Last Thursday, January 30th, my son had a seizure. It was the most terrifying moment of my life. He woke up later than usual but seemed fine. About an hour later he vomited a little. At 10 am he had a seizure. He then stopped breathing. We were able to get him breathing again in less than a minute. We (my sister and I) then wrapped my son in a blanket and set off looking for someone with a car to take us to the ER. You see, we don't have an ambulance here, and it's an hour wait for one to show up and then another hour to the hospital, so driving to the hospital is faster. Luckily, the first neighbor we asked gave us a ride. We made the one hour trip in about forty minutes, during which time I ran through every possible scenario in my head and most weren't good. By the time we reached the hospital my son was coming around a little bit. He had been out for over an hour at this point and had a second seizure while we were driving.

At the hospital he drifted back out. They did a CT scan, lumbar puncture, chest x-ray, and blood tests. All came back normal. My son had two seizures in one day, and everything was fine. He was lying there, drifting in and out of consciousness but nothing was wrong. He didn't completely regain consciousness until 11pm. But nothing was wrong on any of the tests. He didn't get an MRI because the hospital we went to doesn't have an MRI machine. He will be getting an MRI, but we have to wait three weeks for him to see his doctor and get a referral. In the meantime, I am terrified every second of every day.

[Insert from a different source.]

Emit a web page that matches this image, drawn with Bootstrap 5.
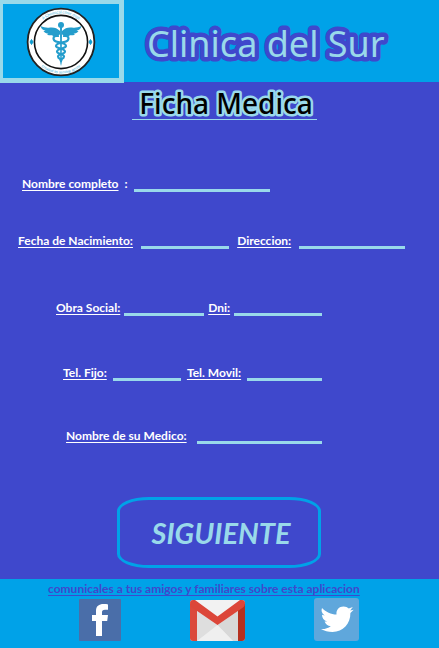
<!DOCTYPE html>
<html lang="es">
<head>
<meta charset="utf-8">
<meta name="viewport" content="width=device-width, initial-scale=1">
<title>Clinica del Sur - Ficha Medica</title>
<link rel="stylesheet" href="https://cdn.jsdelivr.net/npm/bootstrap@5.3.0/dist/css/bootstrap.min.css">
<style>
:root{--indigo:#3f48cc;--sky:#00a2e8;--ice:#99d9ea}
body{background:var(--indigo);font-family:Lato,"Open Sans",sans-serif;font-size:12px;line-height:16px;font-weight:700;color:#fff}
.topbar{background:var(--sky);height:82px}
.brand-box{width:124px;height:83px;border:solid var(--ice);border-width:4px 5px 5px 3px;background:var(--sky)}
.outlined text{font-family:"Noto Sans","Open Sans",sans-serif;paint-order:stroke;stroke-linejoin:round}
.site-name{margin-left:14px}
.site-name text{font-size:36px;font-weight:400;fill:var(--ice);stroke:var(--indigo);stroke-width:9px}
.page-name{margin-left:10px}
.page-name text{font-size:28px;font-weight:500;fill:#000;stroke:var(--ice);stroke-width:5px}
.page-name rect{fill:var(--ice)}
.form-line{height:16px}
.form-line label{text-decoration:underline;text-underline-offset:2px;white-space:nowrap;flex:none}
.form-line input{background:none;border:0;border-bottom:3px solid var(--ice);border-radius:0;padding:0;height:16px;min-width:0;color:#fff;outline:0;flex:1 1 0}
.form-line .wider{flex-grow:1.2}
.form-line .wide{flex-grow:1.1}
.line-a{margin-top:52px;padding:0 169px 0 22px;gap:6px}
.line-b{margin-top:41px;padding:0 34px 0 18px;gap:8px}
.line-c{margin-top:51px;padding:0 117px 0 56px;gap:4px}
.line-d{margin-top:49px;padding:0 117px 0 63px;gap:6px}
.line-e{margin-top:47px;padding:0 117px 0 66px;gap:10px}
.next-btn{width:204px;height:71px;margin:53px 1px 8px 0;border:3px solid var(--sky);border-radius:32px/14px;color:var(--ice);background:none;font-size:29px;line-height:36px;font-weight:700;font-style:italic;padding:0 0 0 4px}
.next-btn:hover{border-color:var(--sky);color:#fff}
.share{background:var(--sky);min-height:69px}
.share-text{color:var(--indigo);text-decoration:underline;text-underline-offset:2px;line-height:19px}
.share-links{padding:0 80px 0 79px}
.share-links a,.share-links svg{display:block}
</style>
<script src="https://cdn.jsdelivr.net/npm/bootstrap@5.3.0/dist/js/bootstrap.bundle.min.js"></script>
</head>
<body class="min-vh-100 d-flex flex-column">
<header class="topbar d-flex align-items-start">
  <div class="brand-box d-flex justify-content-center flex-shrink-0">
    <svg width="72" height="74" viewBox="0 0 72 74" role="img" aria-label="Clinica del Sur">
      <circle cx="36" cy="38" r="33.400" fill="#fff" stroke="#222" stroke-width="1.800"/>
      <circle cx="36" cy="38" r="26.600" fill="#fff" stroke="#111" stroke-width="1.600"/>
      <path d="M6.500 35.500l1.500 2.500-1.500 2.500-1.500-2.500zM65.500 35.500l1.500 2.500-1.500 2.500-1.500-2.500z" fill="#0b9bd0" stroke="#0b9bd0"/>
      <path id="arcTop" d="M7.500 38a28.500 28.500 0 0 1 57 0" fill="none"/>
      <path id="arcLow" d="M4.500 38a31.500 31.500 0 0 0 63 0" fill="none"/>
      <g fill="#45b4da" font-size="4" font-weight="400" text-anchor="middle">
        <text><textPath href="#arcTop" startOffset="50%">A Chemical clinic dept</textPath></text>
        <text><textPath href="#arcLow" startOffset="50%">created to serving gente</textPath></text>
      </g>
      <g fill="#249dcc">
        <circle cx="36" cy="21" r="3"/>
        <path d="M35 22h2l-.3 37-.7 3-.7-3z"/>
        <path d="M35 27c-3-3-6-4-10-3.500-3 .5-6 0-9.500-1.500 1 3.500 3 4.500 5 4.700-.8.300-1.400.3-2 .2 1.200 2 3 2.700 5 2.700l-1.500.6c2 1.500 4 1.200 6 .8l-1 1c3 1 6 .2 8-1.800zM37 27c3-3 6-4 10-3.500 3 .5 6 0 9.500-1.500-1 3.500-3 4.500-5 4.700.8.300 1.400.3 2 .2-1.200 2-3 2.700-5 2.700l1.500.6c-2 1.500-4 1.200-6 .8l1 1c-3 1-6 .2-8-1.800z"/>
      </g>
      <g fill="none" stroke="#249dcc" stroke-width="2.200" stroke-linecap="round">
        <path d="M33 32c-6-1-6 5 0 6 4 .8 8 1.500 8 4s-9 2.500-9 5.500 7 2 7 5-5 2-3 4.500"/>
        <path d="M39 32c6-1 6 5 0 6-4 .8-8 1.500-8 4s9 2.500 9 5.500-7 2-7 5 5 2 3 4.500"/>
      </g>
    </svg>
  </div>
  <svg class="site-name outlined flex-shrink-0" width="256" height="82"><text x="9" y="57">Clinica del Sur</text></svg>
</header>
<main class="flex-grow-1 d-flex flex-column">
  <h1 class="page-name align-self-center mb-0"><svg class="outlined d-block" width="185" height="42"><rect y="37" width="185" height="1"/><text x="94" y="32" text-anchor="middle">Ficha Medica</text></svg></h1>
  <form class="d-flex flex-column flex-grow-1">
    <div class="form-line line-a d-flex"><label for="nombre">Nombre completo</label><span>:</span><input id="nombre" type="text"></div>
    <div class="form-line line-b d-flex"><label for="fecha">Fecha de Nacimiento:</label><input id="fecha" type="text"><label for="dir">Direccion:</label><input id="dir" class="wider" type="text"></div>
    <div class="form-line line-c d-flex"><label for="obra">Obra Social:</label><input id="obra" type="text"><label for="dni">Dni:</label><input id="dni" class="wide" type="text"></div>
    <div class="form-line line-d d-flex"><label for="fijo">Tel. Fijo:</label><input id="fijo" type="text"><label for="movil">Tel. Movil:</label><input id="movil" class="wide" type="text"></div>
    <div class="form-line line-e d-flex"><label for="medico">Nombre de su Medico:</label><input id="medico" type="text"></div>
    <button type="button" class="btn next-btn align-self-center">SIGUIENTE</button>
  </form>
</main>
<footer class="share">
  <p class="mb-0 ps-5 share-text">comunicales a tus amigos y familiares sobre esta aplicacion</p>
  <nav class="share-links d-flex justify-content-between" aria-label="Compartir">
    <a href="#" aria-label="Facebook">
      <svg width="42" height="43" viewBox="0 0 42 43">
        <rect y="1" width="42" height="42" rx="1" fill="#4a6ea9"/>
        <path d="M17 38V23h-4v-6h4v-4c0-5 3-7 7.500-7 2 0 3.500.2 4.500.4v5.300h-3c-2.300 0-3 1-3 2.800V17h6l-.8 6H23v15z" fill="#fff"/>
      </svg>
    </a>
    <a href="#" aria-label="Gmail">
      <svg width="55" height="43" viewBox="0 0 55 43">
        <rect y="2" width="55" height="41" rx="3" fill="#e3e3e3"/>
        <path d="M7 13l20.500 14L7 43z" fill="#dedede"/>
        <path d="M7 13L27.500 27 48 13v30h-5L27.500 27z" fill="#d8d8d8"/>
        <path d="M7 43L27.500 27 43 43z" fill="#efefef"/>
        <path d="M3 2h49L27.500 20z" fill="#f2f2f2"/>
        <path d="M0 5l7 7v31H3q-3 0-3-3z" fill="#db4a3c"/>
        <path d="M55 5l-7 7v31h4q3 0 3-3z" fill="#b5301f"/>
        <path d="M0 5q0-3 3-3h2l22.500 16.500L50 2h2q3 0 3 3 0 3-2 4.500L27.500 27 2 9.500Q0 8 0 5z" fill="#dc4639"/>
      </svg>
    </a>
    <a href="#" aria-label="Twitter">
      <svg width="45" height="43" viewBox="0 0 45 43">
        <rect width="45" height="43" rx="3" fill="#5fa7dc"/>
        <path d="M8 10c4 4 9 6.500 14.500 6.500C22 12 25 8.500 29.500 8.500c2.200 0 4 .8 5.300 2l4-1.500-2.600 3.500 3.500-.8-3.300 3.400C36.500 26 29 34 18.500 34c-4.300 0-8-1-11.500-3 4 .2 7-.8 9.800-2.800-3.200-.2-5.200-2-6.200-4.600h2.600C9.800 22.600 8 20 8 16.800l2.700.7C7.500 15 7 12.500 8 10z" fill="#fff"/>
      </svg>
    </a>
  </nav>
</footer>
</body>
</html>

To make matters worse, there are some people (his father among them) who don't believe he had a seizure. Some people (none of whom were present during the seizures) think he was just "shivering" after vomiting. He wasn't. There's a huge difference between shivering and seizing. I know the difference.

11 January 2014

Thanks, Obamacare! :/

The new healthcare law in the USA has screwed me over. My son's general pediatric visits are not longer covered by our insurance because the doctor is located too far from our home. The insurance rep tried to justify the change by saying that I shouldn't have to be inconvenienced with driving so far to get my son to his doctor.

But I'm inconvenienced by those long drives to get my son to the doctor. I don't consider it an inconvenience to provide my son with the best care available, I consider it good parenting. And, anyway, shouldn't it be up to me if I want the added inconvenience of driving a longer distance to get my son to a better doctor?

I chose the clinic I chose for a reason. They're the best in the state and they have my son's general, dental, and specialty providers all in the same building. Plus, everyone on the staff is well versed in treating special needs children with respect. But now I have to either find him a new pediatrician or pay for his appointments out of pocket.

It's annoying, I managed to get my son both an amazing doctor and an amazing school and now I have to choose which one to keep.